新共同訳聖書の小見出しに「言が肉となった」とあります。これは、言い換えれば、「神が人となった」ということです。「神の子がわたしたちを救うために人としてこの地上に来られた」という意味になります。イエス・キリストという神の言葉・ロゴスは、ギリシャ人たちが考える単なる思想・理性・論理・定義ではなく、わたしたちを「救う」ために、愛の力と行動によって生きてくださった神・救い主の人格そのものを表すために「言」・ロゴスという言葉がこの福音書の冒頭で使われたと考えられます。

それでは、わたしたちは「救い」ということをどういう意味合いで捉えるべきでしょうか。その答えが4節にあり、この福音書全体に散りばめられています。「言の内に命があった。命は人間を照らす光であった。」とあります。後半の「命は人間を照らす光であった。」という部分は次回の学びで詳しく聞いて行きたいと思いますが、最初の部分である「言の内に命があった」という「命」が鍵となる言葉です。すなわち、神の子はわたしたちに永遠の命を与えるために、父なる神から託された命、新しい命を携えて、この地上に来てくださったという意味があります。

この「言の内に命があった」という「命」は、神様が与えてくださる三つの命を総括するものと考えられます。それは1)肉体の命、2)霊の命、3)永遠の命です。わたしたちにこの三つの命を与えてくださったのは、他でもない、父なる神様、御子なるイエス様、そして聖霊です。罪によって肉体の命が滅びることがあっても、イエス様の十字架の死と聖霊によって霊の命が与えられ、この地上での生活が終わっても、永遠の命が神様の御許で与えられるのです。
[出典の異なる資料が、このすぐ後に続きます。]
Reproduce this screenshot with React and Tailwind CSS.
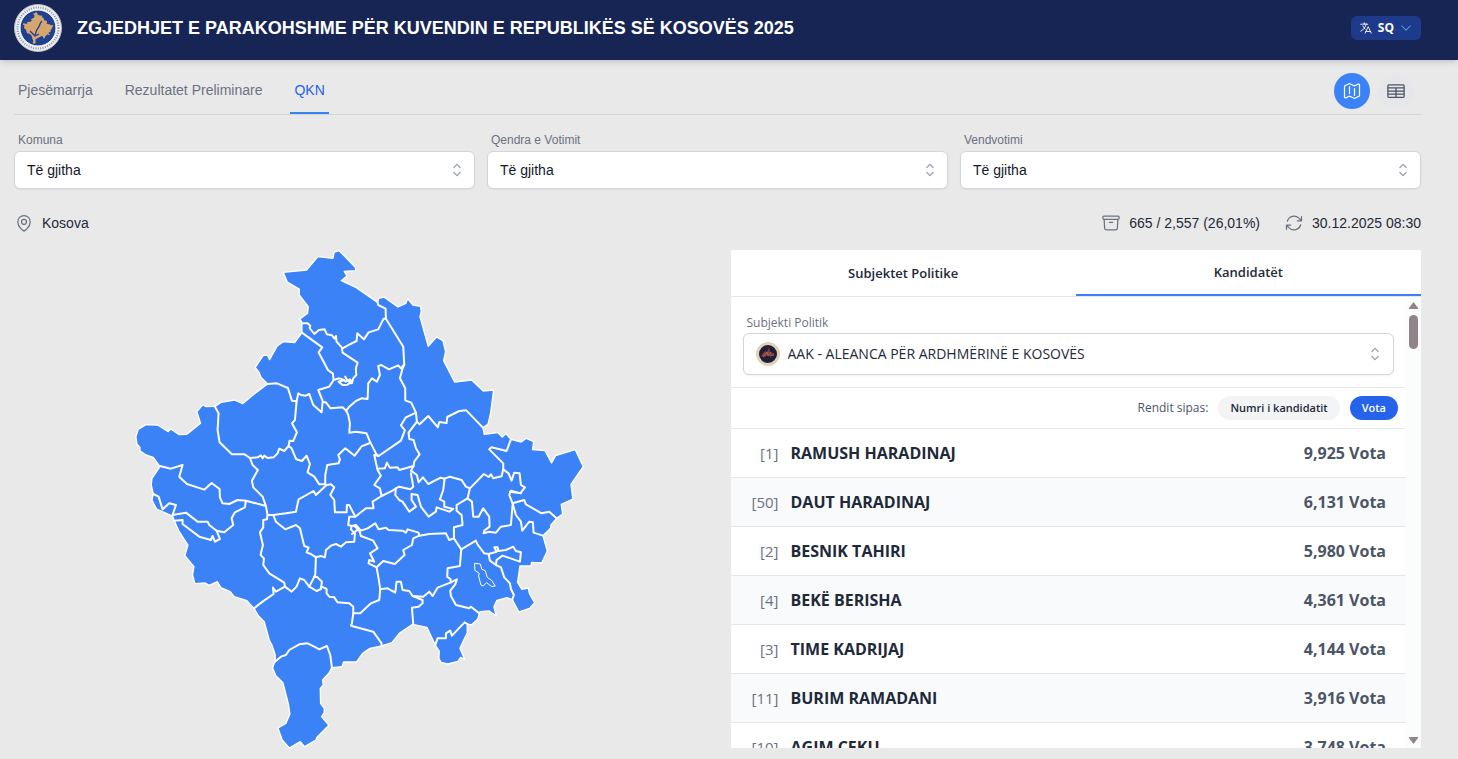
import { useState } from "react";
import {
  HiOutlineArchiveBox,
  HiOutlineArrowPath,
  HiOutlineLanguage,
  HiOutlineMap,
  HiOutlineMapPin,
  HiOutlineTableCells,
  HiChevronDown,
  HiChevronUpDown,
} from "react-icons/hi2";

const sections = ["Pjesëmarrja", "Rezultatet Preliminare", "QKN"];

const filters = [
  { id: "komuna", label: "Komuna" },
  { id: "qendra", label: "Qendra e Votimit" },
  { id: "vendvotimi", label: "Vendvotimi" },
];

const candidates = [
  { number: 1, name: "RAMUSH HARADINAJ", votes: 9925 },
  { number: 50, name: "DAUT HARADINAJ", votes: 6131 },
  { number: 2, name: "BESNIK TAHIRI", votes: 5980 },
  { number: 4, name: "BEKË BERISHA", votes: 4361 },
  { number: 3, name: "TIME KADRIJAJ", votes: 4144 },
  { number: 11, name: "BURIM RAMADANI", votes: 3916 },
  { number: 10, name: "AGIM ÇEKU", votes: 3748 },
];

const outline =
  "M462,97 532,90 566,50 611,55 615,36 630,32 678,82 680,92 645,94 653,108 636,122 680,142 720,170 745,187 748,175 764,171 806,201 830,190 835,176 851,195 874,199 876,215 872,230 897,319 922,291 941,302 949,335 943,362 976,426 1027,420 1062,453 1093,450 1084,520 1076,553 1061,563 1065,583 1106,578 1119,591 1130,581 1145,598 1176,606 1191,595 1213,605 1210,629 1247,632 1267,669 1279,647 1338,629 1362,680 1325,733 1331,777 1296,793 1300,822 1282,835 1265,855 1264,865 1241,887 1254,933 1237,969 1207,967 1205,978 1172,978 1165,1027 1178,1048 1197,1044 1201,1062 1216,1088 1201,1105 1169,1116 1149,1079 1133,1073 1103,1081 1094,1100 1101,1128 1080,1113 1052,1115 1045,1138 1026,1155 1014,1152 1014,1178 992,1225 1006,1258 994,1252 986,1264 956,1272 935,1267 929,1255 930,1233 918,1215 893,1162 850,1153 810,1180 788,1208 757,1218 722,1225 700,1240 682,1266 643,1266 638,1280 608,1283 600,1298 580,1320 582,1335 573,1345 574,1390 585,1405 585,1418 577,1430 599,1456 563,1492 560,1500 526,1520 513,1505 480,1524 459,1500 446,1464 470,1450 482,1422 477,1390 461,1328 440,1307 430,1284 438,1260 438,1245 428,1215 420,1200 405,1145 388,1128 374,1105 353,1082 315,1070 303,1055 275,1043 264,1025 240,1036 228,1029 197,1031 190,1005 194,980 167,947 176,915 150,875 135,842 130,828 82,807 68,780 72,762 66,735 68,715 92,680 72,652 50,645 32,632 32,622 23,612 20,590 27,568 50,554 85,555 117,575 124,567 150,584 173,583 214,550 203,515 221,494 230,500 257,499 275,487 316,480 340,491 375,462 415,432 395,412 390,398 378,382 402,346 415,346 421,359 443,319 462,305 496,308 518,278 518,247 512,237 535,220 537,200 510,165 510,147 474,126Z";

const borders = [
  "M518,250 535,250 543,257 541,264 555,282 569,270 586,268 593,283 608,286 616,296 620,288 622,305 640,325 660,314 682,303 684,280 704,298 718,277 747,268 763,236 770,236 769,206 747,195 745,187",
  "M770,236 822,320 825,375 820,385 812,415 828,445 828,481 846,488 860,518 863,545 871,553 897,528 926,562 930,546 952,549 954,531 990,513 1011,511 1061,563",
  "M518,278 579,322 568,337 596,390 611,401 613,420 600,440 567,450 582,487 590,487 604,505 640,502 651,512 660,500 680,483 697,475 715,477 717,430 728,415 743,425 752,405 747,378 756,375 779,388 807,376 815,385 825,373",
  "M638,325 640,338 685,368 680,385 681,405 672,415 668,430 655,422 648,410 M613,420 630,415 640,418 650,425 662,418 668,425 655,434 640,435 628,425 645,420",
  "M415,432 443,430 476,444 488,482 502,484 507,460 515,465 530,467 540,462 552,495 577,517 580,487",
  "M502,484 497,540 488,550 503,577 492,603 481,602 478,618 465,633 450,626 445,640 433,652 415,654 405,647 400,655 395,646 385,652 362,654 346,643 308,643 271,607 265,570 268,520 257,500",
  "M478,618 487,625 501,658 518,663 532,647 542,672 535,697 555,710 570,733 588,733 588,705 594,675 628,670 632,658 627,645 648,625 676,647 697,619 722,609",
  "M651,512 657,525 662,550 660,578 680,575 712,580 722,605 740,640 748,648 815,602 827,571 815,556 830,532 860,518",
  "M863,545 838,578 840,597 853,600 860,625 871,643 855,665 853,678 810,690 805,682 782,683 773,668 767,685 745,686",
  "M748,648 735,645 745,690 755,707 735,735 752,745 757,768 790,752 800,745 810,740 843,748 852,740 845,700",
  "M1145,598 1132,633 1087,622 1080,628 1122,670 1122,688 1117,709 1092,715 1085,703 1078,711 1064,702 1022,745 1010,740 997,720 962,710 946,716 934,713 897,732 881,712 868,727 863,705 845,692 853,678",
  "M1122,688 1138,700 1147,722 1155,698 1171,700 1175,735 1187,742 1173,760 1145,752 1140,765 1150,790 1185,780 1190,793 1237,820 1260,815 1282,835 M1142,755 1175,760",
  "M1150,790 1160,825 1175,845 1179,872 1200,845 1211,847 1213,878 1241,887",
  "M1150,795 1145,855 1115,860 1100,878 1080,875 1063,880 1065,872 1081,860 1080,830 1062,805 1048,830 1032,830 1028,785 1015,775 1022,745",
  "M1015,775 982,795 982,812 997,825 1000,855 974,862 974,895 996,928 1040,902 1044,912 1065,940 1078,942 1082,962 1100,975 1115,982 1125,1012 1142,1030 1145,1047 1154,1065 1149,1079",
  "M1078,942 1102,935 1095,922 1105,922 1107,933 1130,930 1152,920 1160,933 1175,937 1172,965 1120,947 1102,960 1100,975",
  "M996,928 992,978 955,985 954,1010 964,1018 965,1027 983,1018 978,1033 963,1052 965,1068 980,1095 1020,1105 1025,1100 1050,1120",
  "M965,1027 925,1043 910,1068 900,1055 882,1070 850,1068 840,1053 820,1050 815,1025 802,1025 798,1058 775,1045 753,1048",
  "M850,1068 880,1080 880,1090 868,1100 848,1103 852,1153",
  "M1014,1152 1006,1147 968,1187 963,1172 950,1180 950,1195 925,1195 918,1215",
  "M753,1048 750,1080 725,1090 693,1120 672,1120 668,1150 665,1157 732,1175 757,1210 757,1218",
  "M410,798 415,825 413,838 402,840 402,862 392,877 401,915 394,945 404,955 402,975 420,1000 465,1028 467,1040 440,1055 431,1043 433,1062 400,1085 374,1105",
  "M560,950 558,1005 540,1040 525,1020 512,1015 502,1040 487,1055 467,1040",
  "M540,1040 562,1053 575,1047 578,1025 565,1012 555,1010 M578,1040 592,1047 592,1060 600,1070 615,1072 625,1087 660,1090 672,1100 672,1120",
  "M415,825 432,825 470,820 500,815 508,778 553,753 560,765 592,735 605,733 615,742 603,765 615,780 617,817 652,817 653,795 660,795 678,830 710,805 733,805 730,785 757,768",
  "M432,825 440,845 468,868 500,855 512,865 525,918 538,922 532,937 545,942 560,952 575,948 587,952 590,930 605,917 620,912 635,920 650,907 675,905 677,880 665,868 667,858 657,855 660,830 678,830",
  "M800,745 798,765 810,780 820,785 840,815 860,800 847,780 847,762 865,765 875,800 898,830 920,815 922,802 960,815 972,807 945,800 945,785 932,778 942,750 946,716",
  "M667,858 680,855 695,872 715,865 738,850 748,868 770,863 778,870 820,872 830,878 835,868 868,878 870,887 900,882 950,880 960,900 974,895",
  "M870,887 852,895 848,915 822,930 826,945 815,955 797,972 762,963 742,982 748,1015 753,1048",
  "M742,982 718,970 720,960 735,965 722,940 745,925 732,902 695,888 690,872 M675,858 687,868 668,882",
  "M92,678 125,686 160,675 150,710 173,732 225,749 247,729 271,747 272,772 280,790 300,792 325,780 350,782 410,798 400,770 385,755 372,742 368,722 386,690 370,675 362,654",
  "M350,782 347,802 317,817 307,835 312,855 285,877 262,872 240,855 235,845 205,845 170,818 130,825 140,795 120,790 100,808 88,770 72,762",
  "M135,842 160,840 160,852 210,890 245,900 250,888 257,905 272,897 262,872",
  "M436,1266 455,1250 470,1245 480,1230 510,1213 535,1210 555,1220 570,1228 593,1218 603,1245 608,1283",
];

const KosovoMap = () => (
  <svg
    viewBox="-6 30 1392 1494"
    className="h-[498px] w-full overflow-visible"
    role="img"
    aria-label="Kosova"
    strokeLinejoin="round"
    strokeLinecap="round"
  >
    <path d={outline} fill="#3b82f6" stroke="#fff" strokeWidth="4" />
    <g fill="none" stroke="#fff" strokeWidth="6">
      {borders.map((d) => (
        <path key={d} d={d} />
      ))}
    </g>
    <path
      d="M1037,970 1053,972 1058,988 1068,992 1074,1012 1088,1022 1098,1038 1088,1040 1072,1028 1062,1038 1055,1035 1048,1008 1050,1000 1038,992Z"
      fill="none"
      stroke="#fff"
      strokeWidth="3"
    />
  </svg>
);

const Logo = () => (
  <svg viewBox="0 0 48 48" className="size-12 shrink-0" aria-hidden="true">
    <circle cx="24" cy="24" r="23.5" fill="#eceef2" stroke="#b6bac4" />
    <circle
      cx="24"
      cy="24"
      r="20.5"
      fill="none"
      stroke="#8a90a0"
      strokeWidth="2"
      strokeDasharray="1 1.4"
    />
    <circle cx="24" cy="24" r="18" fill="#1e4191" stroke="#fff" strokeWidth="1" />
    <g transform="translate(8.5 7.5) scale(0.0225 0.0212)">
      <path d={outline} fill="#d6a570" />
    </g>
    <path
      d="M28 17c-3 3-2 5-4 7s-2 5-3 7M16 27l5 5 4-2"
      fill="none"
      stroke="#1e4191"
      strokeWidth="1.3"
    />
  </svg>
);

const PartyLogo = () => (
  <svg viewBox="0 0 24 24" className="size-6" aria-hidden="true">
    <circle cx="12" cy="12" r="11.5" fill="#d8d5d0" stroke="#f5c98a" />
    <circle cx="12" cy="12" r="9" fill="#211f36" />
    <path d="M5 14l4-5 2 1 2-5 1 5 5 2-4 2-4-1-2 2z" fill="#7d4044" />
    <path d="M7 15l4-5 1 4 3-4M14 14l4-1" fill="none" stroke="#c9683f" strokeWidth="0.9" />
  </svg>
);

const Filter = ({ id, label }) => (
  <div className="flex-1">
    <label htmlFor={id} className="block pl-1 text-xs leading-5 text-gray-500">
      {label}
    </label>
    <div className="relative mt-px">
      <select
        id={id}
        className="h-[38px] w-full appearance-none rounded-md border border-gray-300 bg-white px-3 text-sm text-gray-900 shadow-xs"
      >
        <option>Të gjitha</option>
      </select>
      <HiChevronUpDown className="pointer-events-none absolute top-[9px] right-2 size-5 text-gray-400" />
    </div>
  </div>
);

const Scrollbar = () => (
  <div className="flex w-[15px] shrink-0 flex-col items-center bg-[#fbfdfc] py-1 text-[#8f8489]">
    <svg viewBox="0 0 9 7" className="mt-px h-[7px] w-[9px]" fill="currentColor">
      <path d="M4.5 0 9 6v1H0V6z" />
    </svg>
    <div className="mt-[6px] h-[34px] w-[9px] rounded-full bg-[#8f8489]" />
    <svg viewBox="0 0 9 7" className="mt-auto h-[7px] w-[9px]" fill="currentColor">
      <path d="M4.5 7 9 1V0H0v1z" />
    </svg>
  </div>
);

const CandidatesPanel = () => {
  const [tab, setTab] = useState("Kandidatët");
  const [sortBy, setSortBy] = useState("Vota");

  return (
    <section className="flex h-[498px] flex-1 flex-col bg-white font-['Open_Sans',sans-serif] text-gray-800">
      <div className="flex h-[47px] shrink-0 border-b border-gray-200">
        {["Subjektet Politike", "Kandidatët"].map((name) => (
          <button
            key={name}
            onClick={() => setTab(name)}
            className={`flex-1 pt-0.5 text-[13px] font-semibold ${
              tab === name ? "border-b-2 border-[#3b82f6]" : ""
            }`}
          >
            {name}
          </button>
        ))}
      </div>
      <div className="flex min-h-0 flex-1">
        <div className="flex-1 overflow-y-auto [scrollbar-width:none]">
          <div className="border-b border-gray-200 px-3 pt-4 pb-3">
            <label
              htmlFor="subjekti"
              className="block pl-1 text-xs leading-5 text-gray-500"
            >
              Subjekti Politik
            </label>
            <div className="relative">
              <select
                id="subjekti"
                className="h-[42px] w-full appearance-none rounded-md border border-gray-300 bg-white pr-8 pl-11 text-sm font-medium text-gray-800 shadow-xs"
              >
                <option>AAK - ALEANCA PËR ARDHMËRINË E KOSOVËS</option>
              </select>
              <div className="pointer-events-none absolute top-[9px] left-[13px]">
                <PartyLogo />
              </div>
              <HiChevronUpDown className="pointer-events-none absolute top-[11px] right-[9px] size-5 text-gray-400" />
            </div>
          </div>
          <div className="flex h-[41px] items-center justify-end gap-[10px] border-b border-gray-200 pr-2 text-[11px]">
            <span className="text-xs text-gray-600">Rendit sipas:</span>
            {["Numri i kandidatit", "Vota"].map((name) => (
              <button
                key={name}
                onClick={() => setSortBy(name)}
                className={`h-6 rounded-full px-3 font-semibold ${
                  sortBy === name ? "bg-[#2563eb] text-white" : "bg-gray-100"
                }`}
              >
                {name}
              </button>
            ))}
          </div>
          <table className="w-full border-separate border-spacing-0">
            <tbody>
              {candidates.map((candidate) => (
                <tr
                  key={candidate.number}
                  className="h-[49px] even:bg-gray-50 *:border-b *:border-gray-200"
                >
                  <td className="w-12 text-right text-[15px] text-gray-500">
                    [{candidate.number}]
                  </td>
                  <td className="pl-3 text-base font-bold">{candidate.name}</td>
                  <td className="pr-5 text-right text-base font-bold text-gray-600">
                    {candidate.votes.toLocaleString("en-US")} Vota
                  </td>
                </tr>
              ))}
            </tbody>
          </table>
        </div>
        <Scrollbar />
      </div>
    </section>
  );
};

const App = () => {
  const [section, setSection] = useState("QKN");

  return (
    <div className="h-screen overflow-hidden bg-[#e9e9e9] font-['Liberation_Sans',Arial,sans-serif]">
      <header className="flex h-[60px] items-center bg-[#172554] pr-[37px] pb-1 pl-[14px] shadow-md">
        <Logo />
        <h1 className="ml-[15px] text-lg font-bold text-white">
          ZGJEDHJET E PARAKOHSHME PËR KUVENDIN E REPUBLIKËS SË KOSOVËS 2025
        </h1>
        <button className="ml-auto flex h-6 items-center rounded-md bg-[#1e3a8a] px-2 font-['Open_Sans',sans-serif] text-xs font-bold text-white">
          <HiOutlineLanguage className="size-[14px]" />
          <span className="mx-[5px]">SQ</span>
          <HiChevronDown className="size-[14px] text-[#60a5fa]" />
        </button>
      </header>

      <main className="pr-[37px] pl-[14px]">
        <nav className="mt-1 flex h-[51px] border-b border-gray-300">
          {sections.map((name) => (
            <button
              key={name}
              onClick={() => setSection(name)}
              className={`mr-6 border-b-2 px-1 pt-1 text-sm ${
                section === name
                  ? "border-[#3b82f6] text-[#2563eb]"
                  : "border-transparent text-gray-500"
              }`}
            >
              {name}
            </button>
          ))}
          <div className="mt-[9px] ml-auto flex gap-2 pr-[7px]">
            <button
              aria-label="Harta"
              className="flex size-9 items-center justify-center rounded-full bg-[#3b82f6] text-white"
            >
              <HiOutlineMap className="size-5" />
            </button>
            <button
              aria-label="Tabela"
              className="flex size-9 items-center justify-center rounded-full bg-[#e5e7eb] text-gray-600"
            >
              <HiOutlineTableCells className="size-5" />
            </button>
          </div>
        </nav>

        <div className="mt-[15px] flex gap-3">
          {filters.map((filter) => (
            <Filter key={filter.id} {...filter} />
          ))}
        </div>

        <div className="mt-6 flex h-5 items-center text-sm text-gray-800">
          <HiOutlineMapPin className="mr-2 size-5 text-gray-500" />
          Kosova
          <HiOutlineArchiveBox className="mr-2 ml-auto size-5 text-gray-500" />
          665 / 2,557 (26,01%)
          <HiOutlineArrowPath className="mr-2 ml-6 size-5 text-gray-500" />
          30.12.2025 08:30
        </div>

        <div className="mt-[17px] flex gap-[26px]">
          <div className="flex-1">
            <KosovoMap />
          </div>
          <CandidatesPanel />
        </div>
      </main>
    </div>
  );
};

export default App;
すべてはイエス様を通して神様から与えられる恵みなのです。

人としてこの地上にお生まれになられた救い主・神が言葉と行動をもって、わたしたちを闇から光へと、罪の状態から罪なき状態へと移し替えてくださり、神様が与えてくださるに新しい命に生かされ、神の子として新しく生きる存在としてくださる、その救いの御業がこれから始まるという宣言が、この1章1節から4節に記されているのです。